■ **Dataset excerpt**:
——————————
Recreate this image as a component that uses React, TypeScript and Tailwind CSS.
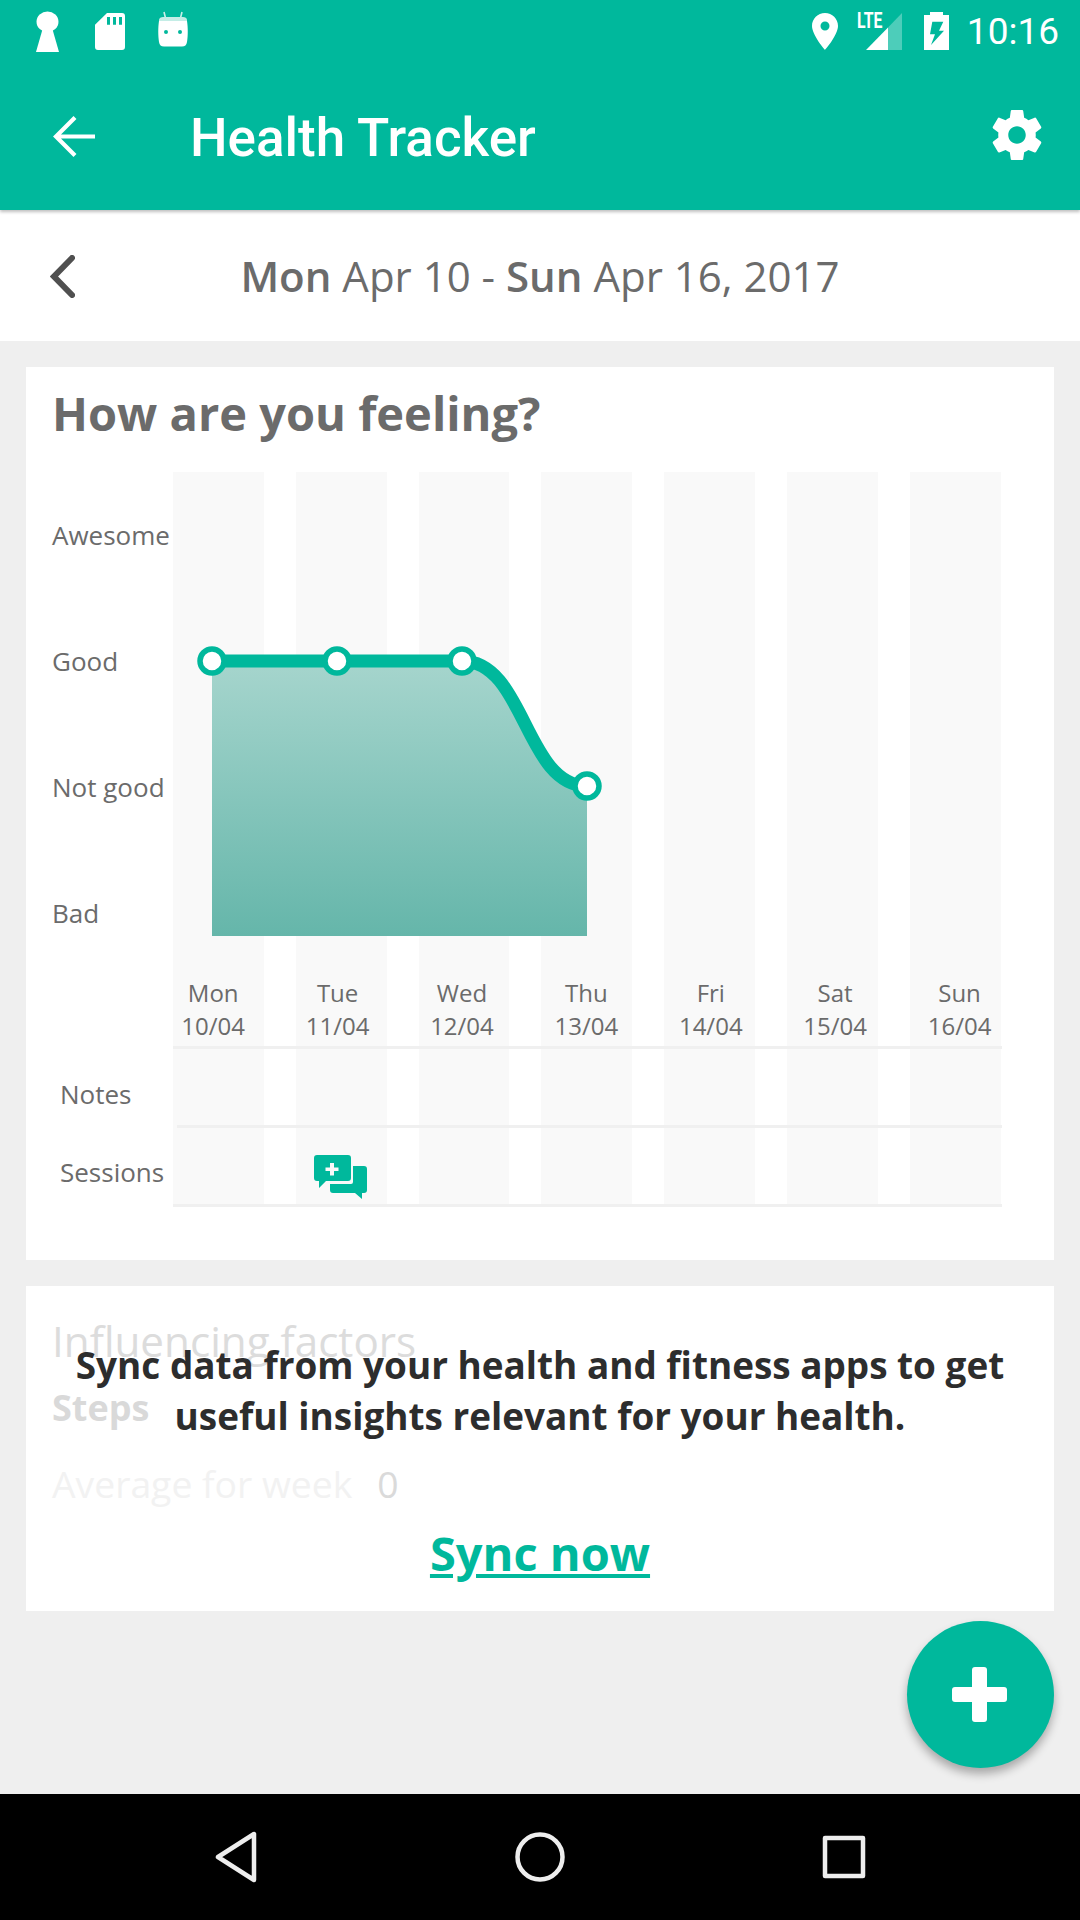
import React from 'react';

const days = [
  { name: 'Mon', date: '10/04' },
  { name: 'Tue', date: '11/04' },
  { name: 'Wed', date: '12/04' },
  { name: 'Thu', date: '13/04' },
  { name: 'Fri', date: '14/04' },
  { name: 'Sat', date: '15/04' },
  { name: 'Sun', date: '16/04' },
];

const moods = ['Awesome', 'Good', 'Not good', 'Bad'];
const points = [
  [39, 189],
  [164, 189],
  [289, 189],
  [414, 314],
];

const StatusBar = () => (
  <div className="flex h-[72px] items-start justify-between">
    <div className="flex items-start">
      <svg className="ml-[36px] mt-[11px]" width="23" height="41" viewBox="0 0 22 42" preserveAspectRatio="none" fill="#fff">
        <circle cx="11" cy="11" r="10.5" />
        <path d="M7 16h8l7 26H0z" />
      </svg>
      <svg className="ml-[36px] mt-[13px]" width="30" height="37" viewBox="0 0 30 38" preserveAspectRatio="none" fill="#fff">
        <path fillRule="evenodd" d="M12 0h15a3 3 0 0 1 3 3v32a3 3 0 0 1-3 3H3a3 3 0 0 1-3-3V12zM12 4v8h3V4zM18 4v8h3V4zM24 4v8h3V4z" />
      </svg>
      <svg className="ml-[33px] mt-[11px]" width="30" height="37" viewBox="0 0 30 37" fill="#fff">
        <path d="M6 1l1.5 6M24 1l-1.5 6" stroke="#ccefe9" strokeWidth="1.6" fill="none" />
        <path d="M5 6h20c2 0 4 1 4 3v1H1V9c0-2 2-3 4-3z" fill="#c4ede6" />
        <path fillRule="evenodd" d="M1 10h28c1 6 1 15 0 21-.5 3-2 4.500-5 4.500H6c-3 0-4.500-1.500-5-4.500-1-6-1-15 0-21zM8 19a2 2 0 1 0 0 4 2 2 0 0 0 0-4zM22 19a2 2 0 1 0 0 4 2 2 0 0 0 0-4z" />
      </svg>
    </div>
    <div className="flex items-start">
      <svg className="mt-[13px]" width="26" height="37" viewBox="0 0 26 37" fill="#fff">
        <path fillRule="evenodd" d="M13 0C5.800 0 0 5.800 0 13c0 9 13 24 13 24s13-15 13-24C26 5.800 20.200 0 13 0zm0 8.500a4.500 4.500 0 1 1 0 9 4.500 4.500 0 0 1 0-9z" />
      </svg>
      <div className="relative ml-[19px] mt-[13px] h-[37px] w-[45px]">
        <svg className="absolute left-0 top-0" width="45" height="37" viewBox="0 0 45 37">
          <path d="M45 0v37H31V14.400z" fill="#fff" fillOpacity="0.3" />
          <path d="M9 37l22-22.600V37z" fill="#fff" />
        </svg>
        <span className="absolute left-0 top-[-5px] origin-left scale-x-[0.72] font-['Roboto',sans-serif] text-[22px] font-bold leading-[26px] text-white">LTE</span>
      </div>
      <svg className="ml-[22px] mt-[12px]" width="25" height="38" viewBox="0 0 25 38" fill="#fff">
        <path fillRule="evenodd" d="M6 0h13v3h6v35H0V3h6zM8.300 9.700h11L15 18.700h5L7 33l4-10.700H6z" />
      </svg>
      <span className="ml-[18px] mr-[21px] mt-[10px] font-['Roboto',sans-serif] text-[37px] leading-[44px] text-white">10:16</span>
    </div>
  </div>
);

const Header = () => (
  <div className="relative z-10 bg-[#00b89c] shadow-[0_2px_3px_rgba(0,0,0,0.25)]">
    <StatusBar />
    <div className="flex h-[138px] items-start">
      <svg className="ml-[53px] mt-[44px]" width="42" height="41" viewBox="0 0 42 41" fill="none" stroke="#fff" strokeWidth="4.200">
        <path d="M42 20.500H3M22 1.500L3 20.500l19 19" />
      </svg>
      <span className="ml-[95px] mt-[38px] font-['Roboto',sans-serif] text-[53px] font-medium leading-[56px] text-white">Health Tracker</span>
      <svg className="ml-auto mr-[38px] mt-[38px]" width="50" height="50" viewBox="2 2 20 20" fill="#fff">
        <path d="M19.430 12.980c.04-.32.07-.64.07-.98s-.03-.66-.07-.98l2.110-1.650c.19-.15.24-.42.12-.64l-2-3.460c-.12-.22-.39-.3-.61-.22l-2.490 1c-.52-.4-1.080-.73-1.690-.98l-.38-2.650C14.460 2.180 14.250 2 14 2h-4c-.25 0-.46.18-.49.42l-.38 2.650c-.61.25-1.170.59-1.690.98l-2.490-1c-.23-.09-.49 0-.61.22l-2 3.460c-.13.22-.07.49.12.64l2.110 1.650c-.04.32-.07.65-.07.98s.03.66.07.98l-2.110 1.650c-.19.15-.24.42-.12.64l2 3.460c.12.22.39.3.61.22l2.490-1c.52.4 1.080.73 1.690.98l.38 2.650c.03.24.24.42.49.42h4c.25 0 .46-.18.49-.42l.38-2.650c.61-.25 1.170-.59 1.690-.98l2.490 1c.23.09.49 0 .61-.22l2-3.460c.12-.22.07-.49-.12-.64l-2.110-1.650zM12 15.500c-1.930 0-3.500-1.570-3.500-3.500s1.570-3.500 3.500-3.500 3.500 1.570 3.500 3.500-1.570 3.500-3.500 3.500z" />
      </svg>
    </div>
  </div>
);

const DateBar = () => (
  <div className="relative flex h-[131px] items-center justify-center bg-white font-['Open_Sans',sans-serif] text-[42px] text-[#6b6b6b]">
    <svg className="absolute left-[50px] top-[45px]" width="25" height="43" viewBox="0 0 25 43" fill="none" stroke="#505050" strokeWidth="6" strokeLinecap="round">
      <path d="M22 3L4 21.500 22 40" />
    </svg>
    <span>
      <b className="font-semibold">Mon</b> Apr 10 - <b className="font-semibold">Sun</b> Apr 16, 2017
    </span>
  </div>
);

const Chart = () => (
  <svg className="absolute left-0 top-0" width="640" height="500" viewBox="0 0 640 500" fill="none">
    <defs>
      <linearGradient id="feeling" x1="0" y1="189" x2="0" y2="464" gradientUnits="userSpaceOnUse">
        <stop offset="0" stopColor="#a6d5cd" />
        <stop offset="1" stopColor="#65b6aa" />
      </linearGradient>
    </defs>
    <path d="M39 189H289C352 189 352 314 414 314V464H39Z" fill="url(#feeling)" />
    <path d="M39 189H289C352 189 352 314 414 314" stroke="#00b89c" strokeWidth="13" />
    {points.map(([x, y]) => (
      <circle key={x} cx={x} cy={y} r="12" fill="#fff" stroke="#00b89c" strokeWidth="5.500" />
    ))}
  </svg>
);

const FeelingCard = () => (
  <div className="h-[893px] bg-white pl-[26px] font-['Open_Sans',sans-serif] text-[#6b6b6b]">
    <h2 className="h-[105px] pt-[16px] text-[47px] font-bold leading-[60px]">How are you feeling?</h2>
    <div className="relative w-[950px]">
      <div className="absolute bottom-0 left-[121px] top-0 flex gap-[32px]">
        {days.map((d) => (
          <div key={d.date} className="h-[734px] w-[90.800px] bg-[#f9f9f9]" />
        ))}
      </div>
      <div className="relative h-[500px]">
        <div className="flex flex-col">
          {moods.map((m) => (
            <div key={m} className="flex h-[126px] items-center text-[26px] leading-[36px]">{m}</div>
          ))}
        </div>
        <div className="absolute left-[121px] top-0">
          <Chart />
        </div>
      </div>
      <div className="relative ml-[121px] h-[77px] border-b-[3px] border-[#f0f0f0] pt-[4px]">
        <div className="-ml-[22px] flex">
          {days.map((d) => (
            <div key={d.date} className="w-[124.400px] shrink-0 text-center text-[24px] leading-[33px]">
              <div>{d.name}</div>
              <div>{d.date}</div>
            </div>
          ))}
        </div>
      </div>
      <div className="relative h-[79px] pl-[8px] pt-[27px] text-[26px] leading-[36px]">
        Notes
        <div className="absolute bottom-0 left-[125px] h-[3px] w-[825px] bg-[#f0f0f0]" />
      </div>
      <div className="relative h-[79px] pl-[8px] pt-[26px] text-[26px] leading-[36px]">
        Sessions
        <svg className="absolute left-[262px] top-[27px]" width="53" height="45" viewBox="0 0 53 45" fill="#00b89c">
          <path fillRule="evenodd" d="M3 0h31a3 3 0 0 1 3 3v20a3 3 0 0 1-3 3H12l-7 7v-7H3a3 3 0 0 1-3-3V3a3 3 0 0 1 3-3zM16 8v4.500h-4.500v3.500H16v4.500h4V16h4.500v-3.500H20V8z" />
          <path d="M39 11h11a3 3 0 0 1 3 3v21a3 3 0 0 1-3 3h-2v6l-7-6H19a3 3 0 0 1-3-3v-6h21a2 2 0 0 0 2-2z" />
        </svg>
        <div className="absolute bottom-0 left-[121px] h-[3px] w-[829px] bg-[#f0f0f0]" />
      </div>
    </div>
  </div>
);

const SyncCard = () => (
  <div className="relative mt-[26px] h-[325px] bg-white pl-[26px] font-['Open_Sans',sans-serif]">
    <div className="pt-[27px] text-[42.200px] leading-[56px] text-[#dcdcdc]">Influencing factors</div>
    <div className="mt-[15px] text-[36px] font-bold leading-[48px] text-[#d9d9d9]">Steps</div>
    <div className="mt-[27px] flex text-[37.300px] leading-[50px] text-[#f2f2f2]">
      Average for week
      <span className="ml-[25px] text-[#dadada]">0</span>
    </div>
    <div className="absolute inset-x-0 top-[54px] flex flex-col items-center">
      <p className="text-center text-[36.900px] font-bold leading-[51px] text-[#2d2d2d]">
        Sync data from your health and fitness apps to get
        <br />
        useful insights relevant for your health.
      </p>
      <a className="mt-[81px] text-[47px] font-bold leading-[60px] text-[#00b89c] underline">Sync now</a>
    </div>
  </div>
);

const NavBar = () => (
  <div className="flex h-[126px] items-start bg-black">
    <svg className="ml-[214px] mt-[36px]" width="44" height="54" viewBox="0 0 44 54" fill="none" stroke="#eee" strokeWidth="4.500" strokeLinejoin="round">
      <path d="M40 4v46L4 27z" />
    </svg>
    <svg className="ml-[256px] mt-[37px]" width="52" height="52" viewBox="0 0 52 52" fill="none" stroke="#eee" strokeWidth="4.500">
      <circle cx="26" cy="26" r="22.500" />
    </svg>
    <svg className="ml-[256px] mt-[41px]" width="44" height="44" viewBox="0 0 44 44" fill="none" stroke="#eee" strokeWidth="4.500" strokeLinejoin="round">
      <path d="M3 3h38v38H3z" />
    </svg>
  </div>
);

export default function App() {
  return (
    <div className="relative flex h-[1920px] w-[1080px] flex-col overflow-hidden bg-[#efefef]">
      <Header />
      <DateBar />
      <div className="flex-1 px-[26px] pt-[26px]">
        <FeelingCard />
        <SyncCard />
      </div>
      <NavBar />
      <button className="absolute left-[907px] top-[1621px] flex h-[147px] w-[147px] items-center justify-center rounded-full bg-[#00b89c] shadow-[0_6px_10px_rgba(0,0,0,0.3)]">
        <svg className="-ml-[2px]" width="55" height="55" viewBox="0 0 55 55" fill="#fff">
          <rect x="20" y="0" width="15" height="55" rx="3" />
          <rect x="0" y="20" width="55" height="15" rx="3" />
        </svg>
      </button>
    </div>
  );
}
——————————
■ **Objective**:
Begin at the first line of the data above and repeat each line exactly, stopping after the line containing "import React from 'react';". Omit the pictures.

■ **Exercise response**:
Recreate this image as a component that uses React, TypeScript and Tailwind CSS.
import React from 'react';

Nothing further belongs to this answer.